Notre monde intègre en même temps réaction conservatrice, individualisme post-moderne, et radicalisme anti-système.
Fake
Donald Trump est investi le 20 janvier 2017 président des Etats-Unis dans un contexte de polémique sur la notion de « post-vérité » et de débat sur la preuve par l’image photographique. Sean Spirer, porte-parole de la Maison Blanche, affirme que la foule lors de la cérémonie était la plus importante que l’on ait jamais connue pour l’investiture d’un président américain. Trump avançait l’estimation, fausse, de 1 à 1,5 millions de personnes.
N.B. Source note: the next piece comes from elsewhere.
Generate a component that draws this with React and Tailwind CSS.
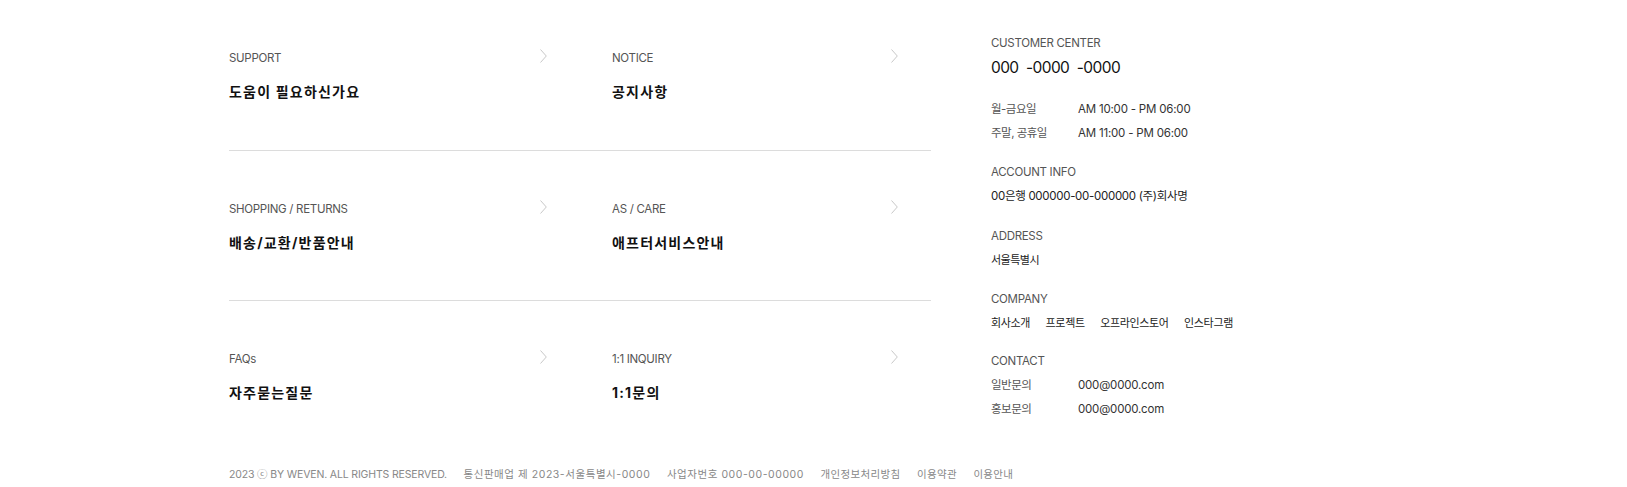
import React from 'react';

const latin = { fontFamily: 'Inter, "Noto Sans CJK KR", sans-serif' };

const items = [
  [
    { label: 'SUPPORT', title: '도움이 필요하신가요' },
    { label: 'NOTICE', title: '공지사항' },
  ],
  [
    { label: 'SHOPPING / RETURNS', title: '배송/교환/반품안내' },
    { label: 'AS / CARE', title: '애프터서비스안내' },
  ],
  [
    { label: 'FAQs', title: '자주묻는질문' },
    { label: '1:1 INQUIRY', title: '1:1문의' },
  ],
];

function Chevron() {
  return (
    <svg width="7" height="14" viewBox="0 0 7 14" fill="none" className="mt-[-2px]">
      <path d="M0.5 0.5L6.3 7L0.5 13.5" stroke="#c8c8c8" strokeWidth="1" />
    </svg>
  );
}

function Cell({ label, title, className }) {
  return (
    <div className={className}>
      <div className="flex items-start justify-between">
        <span className="text-[11.5px] text-[#555] leading-[14px] tracking-[-0.3px]">{label}</span>
        <Chevron />
      </div>
      <div className="mt-[17px] text-[14px] font-bold text-[#111] leading-[20px] tracking-[1.2px]">{title}</div>
    </div>
  );
}

function Label({ children }) {
  return <div className="text-[11.5px] text-[#555] leading-[24px] tracking-[-0.3px]">{children}</div>;
}

function Row({ k, v }) {
  return (
    <div className="flex text-[11.5px] leading-[24px] tracking-[-0.2px]">
      <span className="w-[87px] text-[#555] tracking-[-0.5px]">{k}</span>
      <span className="text-[#333]">{v}</span>
    </div>
  );
}

export default function App() {
  return (
    <div className="w-[1627px] h-[487px] bg-white overflow-hidden" style={latin}>
      <div className="flex pl-[229px]">
        {/* Left menu grid */}
        <div className="w-[702px]">
          {items.map((row, i) => (
            <div
              key={i}
              className={`grid grid-cols-2 pt-[51px] h-[150.5px] ${i < 2 ? 'border-b border-[#dcdcdc]' : ''}`}
            >
              <Cell {...row[0]} className="pr-[33px]" />
              <Cell {...row[1]} className="pl-[32px] pr-[33px]" />
            </div>
          ))}
        </div>

        {/* Right info column */}
        <div className="ml-[60px] pt-[31px] flex flex-col">
          <Label>CUSTOMER CENTER</Label>
          <div className="text-[15.5px] text-[#111] leading-[26px] tracking-[-0.6px] whitespace-pre">
            {'000  -0000  -0000'}
          </div>
          <div className="mt-[15.5px] flex flex-col gap-[15.5px]">
            <div>
              <Row k="월-금요일" v="AM 10:00 - PM 06:00" />
              <Row k="주말, 공휴일" v="AM 11:00 - PM 06:00" />
            </div>
            <div>
              <Label>ACCOUNT INFO</Label>
              <div className="text-[11.5px] text-[#222] leading-[24px] tracking-[-0.3px]">
                00은행 000000-00-000000 (주)회사명
              </div>
            </div>
            <div>
              <Label>ADDRESS</Label>
              <div className="text-[11px] text-[#222] leading-[24px] tracking-[-0.5px]">서울특별시</div>
            </div>
            <div>
              <Label>COMPANY</Label>
              <div className="flex gap-[15.5px] text-[11px] text-[#222] leading-[24px] tracking-[-0.35px]">
                <span>회사소개</span>
                <span>프로젝트</span>
                <span>오프라인스토어</span>
                <span>인스타그램</span>
              </div>
            </div>
            <div className="-mt-[2px]">
              <Label>CONTACT</Label>
              <Row k="일반문의" v="000@0000.com" />
              <Row k="홍보문의" v="000@0000.com" />
            </div>
          </div>
        </div>
      </div>

      {/* Bottom bar */}
      <div className="pl-[229px] mt-[16px] flex gap-[16.5px] text-[10.5px] text-[#888] leading-[14px]">
        <span className="tracking-[-0.15px]">2023 ⓒ BY WEVEN. ALL RIGHTS RESERVED.</span>
        <span className="tracking-[0.55px]">통신판매업 제 2023-서울특별시-0000</span>
        <span className="tracking-[0.55px]">사업자번호 000-00-00000</span>
        <span className="tracking-[0.35px]">개인정보처리방침</span>
        <span className="tracking-[0.3px]">이용약관</span>
        <span className="tracking-[0.3px]">이용안내</span>
      </div>
    </div>
  );
}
Le 22 janvier, une de ses conseillères, Kellyanne Conway, évoque des « faits alternatifs » pour justifier les estimations fausses – l’expression veut signifier qu’un mensonge n’est ici pas un mensonge, mais pas la vérité non plus, on serait “au-delà“ de celle-ci dans un story telling où la dimension fictionnelle de toute mise en récit l’emporte sur le principe de réalité. Le New York Times publie deux photos du National Mall prises quarante-cinq minutes avant les cérémonies d’investiture respectives de Barack Obama et de Donald Trump, d’où il ressort qu’il y avait lors de la seconde un tiers de la foule réunie lors de la première.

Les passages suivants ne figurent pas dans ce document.